(Entries with page source code)

++++++

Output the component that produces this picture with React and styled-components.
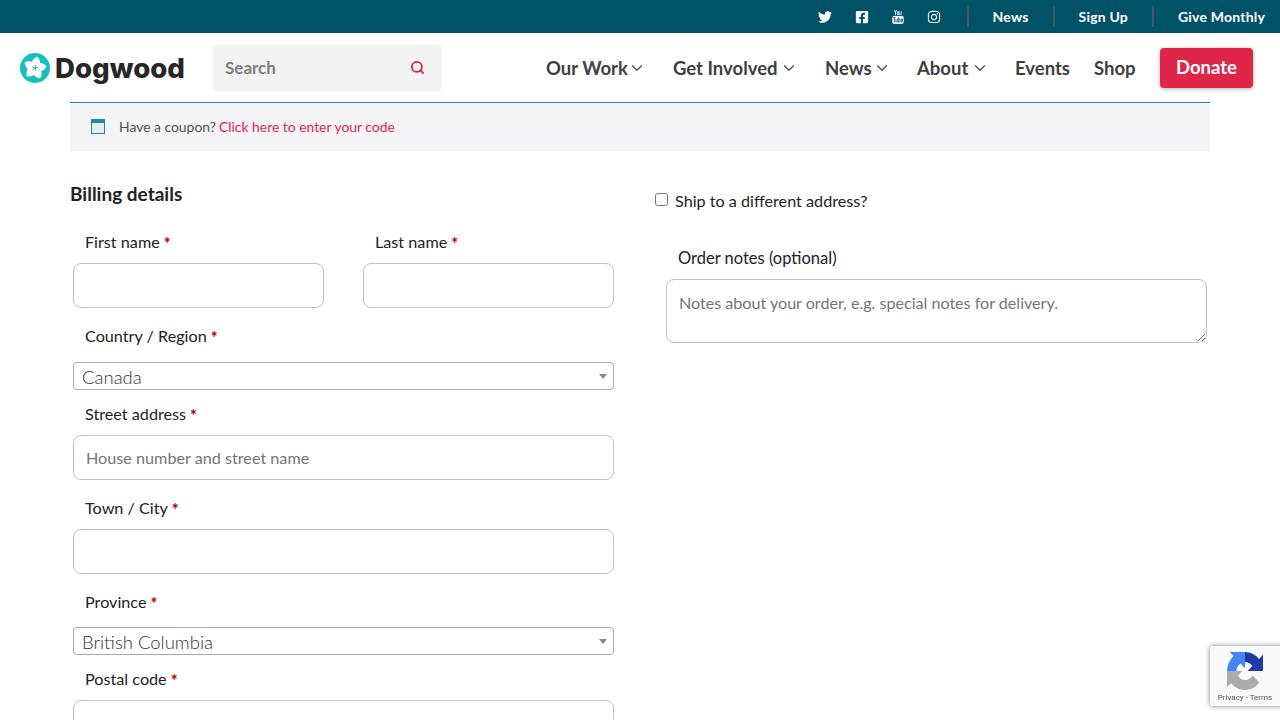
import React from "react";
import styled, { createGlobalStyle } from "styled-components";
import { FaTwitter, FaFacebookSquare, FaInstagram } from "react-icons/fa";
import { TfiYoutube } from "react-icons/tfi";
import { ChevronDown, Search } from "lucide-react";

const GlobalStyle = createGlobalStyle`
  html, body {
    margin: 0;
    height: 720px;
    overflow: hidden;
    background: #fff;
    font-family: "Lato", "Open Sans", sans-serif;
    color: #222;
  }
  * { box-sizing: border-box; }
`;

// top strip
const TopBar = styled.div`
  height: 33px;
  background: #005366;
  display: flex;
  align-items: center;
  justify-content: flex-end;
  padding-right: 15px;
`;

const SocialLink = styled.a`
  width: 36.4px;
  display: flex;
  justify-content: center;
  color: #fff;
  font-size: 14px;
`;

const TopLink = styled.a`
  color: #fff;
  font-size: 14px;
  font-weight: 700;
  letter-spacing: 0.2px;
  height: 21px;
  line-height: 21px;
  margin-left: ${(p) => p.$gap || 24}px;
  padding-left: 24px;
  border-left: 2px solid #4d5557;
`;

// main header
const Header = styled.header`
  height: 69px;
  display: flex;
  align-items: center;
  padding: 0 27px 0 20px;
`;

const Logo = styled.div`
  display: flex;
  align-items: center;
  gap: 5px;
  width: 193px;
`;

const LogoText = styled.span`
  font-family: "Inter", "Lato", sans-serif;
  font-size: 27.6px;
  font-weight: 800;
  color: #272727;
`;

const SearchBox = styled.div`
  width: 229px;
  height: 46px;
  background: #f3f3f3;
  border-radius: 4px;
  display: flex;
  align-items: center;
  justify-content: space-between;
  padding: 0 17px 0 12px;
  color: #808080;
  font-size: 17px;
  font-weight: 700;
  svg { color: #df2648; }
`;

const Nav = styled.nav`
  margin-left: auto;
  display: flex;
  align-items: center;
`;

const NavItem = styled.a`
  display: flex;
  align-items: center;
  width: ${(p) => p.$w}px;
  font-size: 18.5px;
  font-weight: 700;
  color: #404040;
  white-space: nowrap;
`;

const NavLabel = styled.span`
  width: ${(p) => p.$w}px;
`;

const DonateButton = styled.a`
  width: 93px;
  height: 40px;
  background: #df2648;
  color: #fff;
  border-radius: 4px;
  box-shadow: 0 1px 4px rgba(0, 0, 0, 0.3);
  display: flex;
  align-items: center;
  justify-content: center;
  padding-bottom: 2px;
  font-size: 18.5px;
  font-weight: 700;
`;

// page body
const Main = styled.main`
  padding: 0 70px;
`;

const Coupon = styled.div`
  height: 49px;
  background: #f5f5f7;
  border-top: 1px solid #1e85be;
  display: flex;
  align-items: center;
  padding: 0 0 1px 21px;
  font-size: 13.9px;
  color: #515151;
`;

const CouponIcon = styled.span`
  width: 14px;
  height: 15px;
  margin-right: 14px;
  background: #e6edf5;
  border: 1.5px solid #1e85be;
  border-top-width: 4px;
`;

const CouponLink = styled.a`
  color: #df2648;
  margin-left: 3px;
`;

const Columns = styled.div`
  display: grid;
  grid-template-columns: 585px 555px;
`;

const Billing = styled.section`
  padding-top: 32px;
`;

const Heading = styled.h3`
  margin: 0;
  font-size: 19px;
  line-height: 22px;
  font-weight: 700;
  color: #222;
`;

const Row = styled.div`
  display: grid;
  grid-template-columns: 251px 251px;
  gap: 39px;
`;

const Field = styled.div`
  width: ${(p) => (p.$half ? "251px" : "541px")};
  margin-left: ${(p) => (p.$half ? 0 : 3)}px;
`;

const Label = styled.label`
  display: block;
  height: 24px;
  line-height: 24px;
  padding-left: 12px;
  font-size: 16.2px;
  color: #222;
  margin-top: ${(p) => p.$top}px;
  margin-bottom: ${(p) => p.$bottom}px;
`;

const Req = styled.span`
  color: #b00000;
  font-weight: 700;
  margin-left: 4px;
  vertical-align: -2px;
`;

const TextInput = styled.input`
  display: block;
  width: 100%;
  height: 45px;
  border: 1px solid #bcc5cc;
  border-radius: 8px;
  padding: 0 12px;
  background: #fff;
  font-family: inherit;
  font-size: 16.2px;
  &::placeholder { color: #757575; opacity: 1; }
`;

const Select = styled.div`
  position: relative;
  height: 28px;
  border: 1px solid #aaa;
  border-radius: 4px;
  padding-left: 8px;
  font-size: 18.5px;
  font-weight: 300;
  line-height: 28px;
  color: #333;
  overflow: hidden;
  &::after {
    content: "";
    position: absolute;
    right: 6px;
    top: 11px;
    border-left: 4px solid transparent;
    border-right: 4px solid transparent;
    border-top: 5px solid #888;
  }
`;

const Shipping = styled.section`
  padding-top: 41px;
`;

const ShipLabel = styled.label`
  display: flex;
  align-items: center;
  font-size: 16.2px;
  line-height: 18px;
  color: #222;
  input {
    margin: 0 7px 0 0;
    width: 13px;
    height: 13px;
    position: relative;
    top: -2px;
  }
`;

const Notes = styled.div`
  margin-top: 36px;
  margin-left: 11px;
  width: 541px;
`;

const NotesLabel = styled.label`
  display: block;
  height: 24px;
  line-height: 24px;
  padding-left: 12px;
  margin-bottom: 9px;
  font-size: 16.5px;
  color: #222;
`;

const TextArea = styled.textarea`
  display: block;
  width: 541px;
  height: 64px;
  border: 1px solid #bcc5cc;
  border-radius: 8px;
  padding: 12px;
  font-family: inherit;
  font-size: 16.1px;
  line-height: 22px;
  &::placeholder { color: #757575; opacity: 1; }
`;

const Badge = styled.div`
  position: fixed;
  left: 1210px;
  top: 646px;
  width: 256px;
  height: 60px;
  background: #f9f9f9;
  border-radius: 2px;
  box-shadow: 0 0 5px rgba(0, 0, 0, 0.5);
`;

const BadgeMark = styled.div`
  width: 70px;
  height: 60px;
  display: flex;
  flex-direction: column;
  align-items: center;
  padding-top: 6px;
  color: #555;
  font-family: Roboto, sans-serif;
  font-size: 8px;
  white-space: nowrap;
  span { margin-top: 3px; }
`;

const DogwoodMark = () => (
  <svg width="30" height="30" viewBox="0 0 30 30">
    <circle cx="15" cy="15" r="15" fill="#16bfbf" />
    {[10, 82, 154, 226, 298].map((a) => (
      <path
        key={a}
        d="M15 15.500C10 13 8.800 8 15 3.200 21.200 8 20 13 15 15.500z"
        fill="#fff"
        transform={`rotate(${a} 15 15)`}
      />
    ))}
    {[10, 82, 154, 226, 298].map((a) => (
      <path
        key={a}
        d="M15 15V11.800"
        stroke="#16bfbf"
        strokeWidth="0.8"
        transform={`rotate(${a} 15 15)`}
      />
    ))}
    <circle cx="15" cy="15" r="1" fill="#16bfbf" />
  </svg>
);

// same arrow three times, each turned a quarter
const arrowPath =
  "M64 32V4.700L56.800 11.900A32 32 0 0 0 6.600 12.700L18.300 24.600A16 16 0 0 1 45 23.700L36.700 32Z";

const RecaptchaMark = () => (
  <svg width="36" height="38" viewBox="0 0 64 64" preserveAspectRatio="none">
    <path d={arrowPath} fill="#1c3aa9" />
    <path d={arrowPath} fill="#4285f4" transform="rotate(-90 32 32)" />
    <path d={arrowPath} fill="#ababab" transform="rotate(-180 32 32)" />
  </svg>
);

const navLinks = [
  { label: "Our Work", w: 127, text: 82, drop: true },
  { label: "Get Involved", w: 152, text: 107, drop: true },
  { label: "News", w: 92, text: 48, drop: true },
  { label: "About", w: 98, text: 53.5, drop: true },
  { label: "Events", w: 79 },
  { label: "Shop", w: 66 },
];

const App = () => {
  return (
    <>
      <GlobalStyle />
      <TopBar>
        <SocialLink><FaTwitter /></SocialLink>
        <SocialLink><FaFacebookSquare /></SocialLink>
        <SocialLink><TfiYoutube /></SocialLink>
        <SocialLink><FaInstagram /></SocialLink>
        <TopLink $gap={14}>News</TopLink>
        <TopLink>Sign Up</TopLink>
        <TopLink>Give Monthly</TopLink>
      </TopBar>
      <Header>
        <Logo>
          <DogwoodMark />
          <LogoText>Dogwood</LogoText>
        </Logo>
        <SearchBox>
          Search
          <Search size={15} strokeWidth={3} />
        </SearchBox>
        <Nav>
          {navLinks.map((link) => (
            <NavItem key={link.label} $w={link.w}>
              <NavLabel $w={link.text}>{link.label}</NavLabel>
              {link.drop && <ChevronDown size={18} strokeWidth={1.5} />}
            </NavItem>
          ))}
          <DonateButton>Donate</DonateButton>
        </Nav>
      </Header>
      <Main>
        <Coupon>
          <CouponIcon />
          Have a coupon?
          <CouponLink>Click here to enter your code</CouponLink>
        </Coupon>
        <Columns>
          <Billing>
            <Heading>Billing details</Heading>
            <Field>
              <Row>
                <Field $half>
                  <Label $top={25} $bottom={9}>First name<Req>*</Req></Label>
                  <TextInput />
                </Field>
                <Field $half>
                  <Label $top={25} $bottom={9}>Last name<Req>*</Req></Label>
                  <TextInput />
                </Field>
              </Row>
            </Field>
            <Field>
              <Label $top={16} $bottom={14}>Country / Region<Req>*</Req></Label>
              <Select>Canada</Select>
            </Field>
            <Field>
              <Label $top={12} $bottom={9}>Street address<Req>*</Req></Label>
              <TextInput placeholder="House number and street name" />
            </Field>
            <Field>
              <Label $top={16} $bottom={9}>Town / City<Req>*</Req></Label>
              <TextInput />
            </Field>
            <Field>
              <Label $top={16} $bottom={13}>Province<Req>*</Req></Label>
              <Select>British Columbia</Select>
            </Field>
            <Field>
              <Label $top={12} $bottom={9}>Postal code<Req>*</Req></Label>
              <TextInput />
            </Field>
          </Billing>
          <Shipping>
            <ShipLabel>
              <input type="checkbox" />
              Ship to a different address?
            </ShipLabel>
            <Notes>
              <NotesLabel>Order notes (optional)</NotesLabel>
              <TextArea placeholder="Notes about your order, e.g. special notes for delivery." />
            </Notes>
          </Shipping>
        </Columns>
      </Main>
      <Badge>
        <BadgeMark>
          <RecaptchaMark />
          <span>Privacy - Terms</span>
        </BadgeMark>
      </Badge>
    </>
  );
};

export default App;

++++++

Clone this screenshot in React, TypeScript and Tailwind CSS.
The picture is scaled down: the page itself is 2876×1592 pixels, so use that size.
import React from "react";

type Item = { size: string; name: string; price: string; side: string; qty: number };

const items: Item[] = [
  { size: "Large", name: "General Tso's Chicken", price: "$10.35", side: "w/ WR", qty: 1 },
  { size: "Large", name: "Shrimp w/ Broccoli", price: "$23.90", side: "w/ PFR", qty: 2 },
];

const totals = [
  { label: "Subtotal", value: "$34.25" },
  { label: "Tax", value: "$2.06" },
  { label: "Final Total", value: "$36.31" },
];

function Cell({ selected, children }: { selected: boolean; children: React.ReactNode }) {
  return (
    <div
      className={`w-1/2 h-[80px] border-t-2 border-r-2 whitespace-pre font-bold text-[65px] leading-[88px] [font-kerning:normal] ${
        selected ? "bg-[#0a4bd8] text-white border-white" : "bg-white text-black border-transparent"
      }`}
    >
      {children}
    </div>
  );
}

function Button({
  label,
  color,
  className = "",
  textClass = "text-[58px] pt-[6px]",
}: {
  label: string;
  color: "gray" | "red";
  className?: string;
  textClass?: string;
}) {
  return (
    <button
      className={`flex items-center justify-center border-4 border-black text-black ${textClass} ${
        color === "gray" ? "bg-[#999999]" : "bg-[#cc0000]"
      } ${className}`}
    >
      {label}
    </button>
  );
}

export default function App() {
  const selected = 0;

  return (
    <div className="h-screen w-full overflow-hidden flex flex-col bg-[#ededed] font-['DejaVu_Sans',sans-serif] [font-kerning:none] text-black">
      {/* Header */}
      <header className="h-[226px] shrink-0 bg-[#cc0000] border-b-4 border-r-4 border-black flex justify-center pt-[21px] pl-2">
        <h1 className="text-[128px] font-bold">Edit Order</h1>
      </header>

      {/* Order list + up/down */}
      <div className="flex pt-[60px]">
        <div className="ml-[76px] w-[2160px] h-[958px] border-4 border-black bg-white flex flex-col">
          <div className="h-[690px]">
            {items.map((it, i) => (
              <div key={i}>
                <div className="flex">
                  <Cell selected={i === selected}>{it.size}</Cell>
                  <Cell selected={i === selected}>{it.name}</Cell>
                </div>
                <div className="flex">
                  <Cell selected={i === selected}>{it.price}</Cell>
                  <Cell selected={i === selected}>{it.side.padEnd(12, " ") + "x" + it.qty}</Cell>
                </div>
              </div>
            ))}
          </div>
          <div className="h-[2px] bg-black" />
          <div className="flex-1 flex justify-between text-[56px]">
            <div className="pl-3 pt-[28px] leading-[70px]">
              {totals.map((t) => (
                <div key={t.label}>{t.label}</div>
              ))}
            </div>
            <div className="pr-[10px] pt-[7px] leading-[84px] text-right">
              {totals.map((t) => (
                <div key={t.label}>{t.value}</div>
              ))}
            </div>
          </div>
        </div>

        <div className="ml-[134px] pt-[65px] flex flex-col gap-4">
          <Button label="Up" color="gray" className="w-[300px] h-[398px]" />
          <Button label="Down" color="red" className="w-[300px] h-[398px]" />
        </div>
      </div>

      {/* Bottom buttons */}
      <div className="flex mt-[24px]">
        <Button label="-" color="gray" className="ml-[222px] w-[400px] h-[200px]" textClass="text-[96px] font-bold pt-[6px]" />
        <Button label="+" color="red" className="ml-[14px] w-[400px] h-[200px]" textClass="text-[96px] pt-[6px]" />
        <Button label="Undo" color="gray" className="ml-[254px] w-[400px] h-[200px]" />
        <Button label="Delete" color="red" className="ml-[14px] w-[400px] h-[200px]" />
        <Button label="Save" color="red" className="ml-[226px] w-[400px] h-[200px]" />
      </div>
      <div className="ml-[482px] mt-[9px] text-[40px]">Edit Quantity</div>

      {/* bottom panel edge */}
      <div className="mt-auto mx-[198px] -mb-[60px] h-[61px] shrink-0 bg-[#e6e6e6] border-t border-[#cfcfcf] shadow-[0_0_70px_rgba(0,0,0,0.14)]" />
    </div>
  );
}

++++++

→ **TASK DESCRIPTION**: Of all the lines in the entries, how many contain the word "that"? Give only the number.

→ **ANSWER TO THIS EXERCISE**: 2